**Exercise**
A faithful transcription of all the data is required.

**Data extract**
:::::

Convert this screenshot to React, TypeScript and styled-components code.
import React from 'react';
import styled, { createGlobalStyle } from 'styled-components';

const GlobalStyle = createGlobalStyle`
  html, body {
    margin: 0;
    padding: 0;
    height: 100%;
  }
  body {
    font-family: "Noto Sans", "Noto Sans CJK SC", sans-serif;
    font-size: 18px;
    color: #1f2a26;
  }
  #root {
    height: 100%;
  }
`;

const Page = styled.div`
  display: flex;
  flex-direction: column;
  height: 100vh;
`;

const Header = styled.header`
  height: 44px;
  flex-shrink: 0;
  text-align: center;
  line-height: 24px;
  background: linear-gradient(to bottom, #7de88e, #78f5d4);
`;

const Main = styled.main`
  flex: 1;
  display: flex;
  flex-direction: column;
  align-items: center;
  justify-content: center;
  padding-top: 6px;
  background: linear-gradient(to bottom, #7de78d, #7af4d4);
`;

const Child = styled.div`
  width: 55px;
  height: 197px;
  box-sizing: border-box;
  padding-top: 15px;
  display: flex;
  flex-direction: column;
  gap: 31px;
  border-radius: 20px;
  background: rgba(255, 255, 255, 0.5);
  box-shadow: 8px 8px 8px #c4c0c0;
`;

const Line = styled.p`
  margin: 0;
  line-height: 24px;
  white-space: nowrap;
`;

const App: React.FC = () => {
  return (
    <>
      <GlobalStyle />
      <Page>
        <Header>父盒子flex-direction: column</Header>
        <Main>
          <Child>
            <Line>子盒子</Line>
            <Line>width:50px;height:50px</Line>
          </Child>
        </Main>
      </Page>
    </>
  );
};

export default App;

:::::

**Output for this exercise**
Convert this screenshot to React, TypeScript and styled-components code.
import React from 'react';
import styled, { createGlobalStyle } from 'styled-components';

const GlobalStyle = createGlobalStyle`
  html, body {
    margin: 0;
    padding: 0;
    height: 100%;
  }
  body {
    font-family: "Noto Sans", "Noto Sans CJK SC", sans-serif;
    font-size: 18px;
    color: #1f2a26;
  }
  #root {
    height: 100%;
  }
`;

const Page = styled.div`
  display: flex;
  flex-direction: column;
  height: 100vh;
`;

const Header = styled.header`
  height: 44px;
  flex-shrink: 0;
  text-align: center;
  line-height: 24px;
  background: linear-gradient(to bottom, #7de88e, #78f5d4);
`;

const Main = styled.main`
  flex: 1;
  display: flex;
  flex-direction: column;
  align-items: center;
  justify-content: center;
  padding-top: 6px;
  background: linear-gradient(to bottom, #7de78d, #7af4d4);
`;

const Child = styled.div`
  width: 55px;
  height: 197px;
  box-sizing: border-box;
  padding-top: 15px;
  display: flex;
  flex-direction: column;
  gap: 31px;
  border-radius: 20px;
  background: rgba(255, 255, 255, 0.5);
  box-shadow: 8px 8px 8px #c4c0c0;
`;

const Line = styled.p`
  margin: 0;
  line-height: 24px;
  white-space: nowrap;
`;

const App: React.FC = () => {
  return (
    <>
      <GlobalStyle />
      <Page>
        <Header>父盒子flex-direction: column</Header>
        <Main>
          <Child>
            <Line>子盒子</Line>
            <Line>width:50px;height:50px</Line>
          </Child>
        </Main>
      </Page>
    </>
  );
};

export default App;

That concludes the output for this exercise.